Miller's research on the atmospheric drift of aerial pesticide spray has resulted in a safer environment and recommendations for changes in pest-control operations.

The United States Department of Agriculture's forest service has recommended guidelines for aerial spraying, which Miller and two forest service colleagues developed.

"We tried to come up with reasonable guidelines for atmospheric conditions so they (the sprayers) can hit what they're aiming for," says Miller, a 1998 UConn Alumni Association.

research award winner.

Air speed, direction, turbulence, temperature and humidity affect the path and evaporation rate of droplets released from an airplane. The characteristics of air just above the tree tops and inside tree canopies usually change very rapidly in the morning and more slowly in the afternoon.

Neither scientists like Miller nor the government can control air turbulence. The way pesticides are released into the atmosphere through aerial spraying can be improved, however.

The sprayers can control the droplet size, the setting of the nozzle, the duration sprayed and the time the spraying occurs. "There's an enormous difference between night and day spraying," explains Miller. He notes atmospheric conditions during night-time spraying encourages small droplets of pesticide to drift.

Most federal and state agencies are first taking a voluntary approach to persuade sprayers to control pesticide drift. But if voluntary guidelines don't work, officials may make them mandatory. "The problem," says Miller, "with regulating sprayers is that the atmosphere is constantly changing."
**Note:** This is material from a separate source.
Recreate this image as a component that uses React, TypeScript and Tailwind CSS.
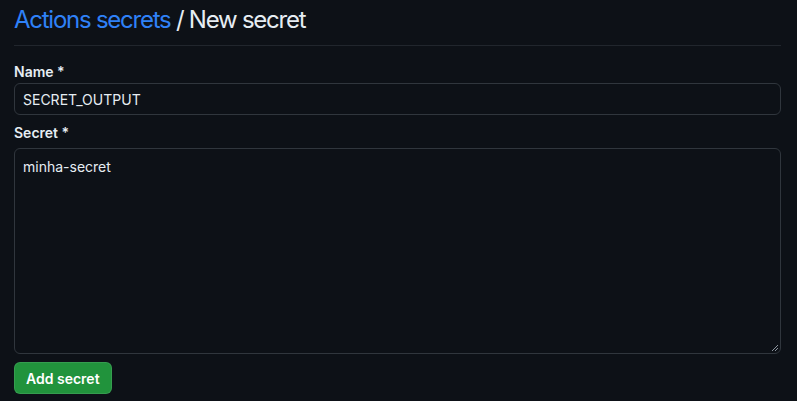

His research on the behavior of aerial spraying has attracted the attention of the U.S. Army and the Environmental Protection Agency. "They all have reasons for wanting to know how the atmosphere works," says Miller.

Miller's findings could be applicable to the army's defense against chemical weapons, he says.

His research interests further include forest meterology, where his findings have led to practical procedures for forest protection and managment. He has also been involved with the experimental monitoring and numerical modeling of watersheds.

Working in collaboration with other faculty, he monitored how much nitrogen - a nutrient affecting water quality - entered Long Island Sound from the atmosphere and other sources. Data from the five-year study that ended in 1994 shows nearly eight percent of the nitrogen in the Sound fell directly from the sky.

This information has been useful to the state Department of Environmental Protection. Now it can better evaluate how much nitrogen sewage treatment plants dispersed into the Sound.

Miller, who began his career in forestry, is also working with the DEP to monitor mercury concentrations around Connecticut. Mercury occurs naturally in the environment, e.g., from volcanic emissions or from soil.

Man-caused mercury emissions can occur as the result of trash burning or the incineration of medical hazardous waste. Unlike lead, mercury is absorbed by the soil, and then is re-emitted into the air.

Mercury as a gas in the atmosphere, where it enjoys extraordinary longevity, is not harmful to humans. But when the element enters the food chain, it becomes methyl-mercury, a mineral- chemical compound that is harmful to humans. In fish products, the dangerous compound resides in the meat of the animal, not the fat one throws away.

Miller is using some mathematical models to study how mercury travels and transforms itself in the air. "We don't have a clue what goes on once it goes into the soil," he says.

The real solutions to these problems are years down the road, explains Miller, who also wears the hat of state climatologist. "All of this is after the fact. We're working toward real-time solutions."

Miller's research is funded by a variety of public sources - none of it by industry. "Little long-term or basic research gets done by companies," he says. "If people in universities don't do it, then it doesn't get done."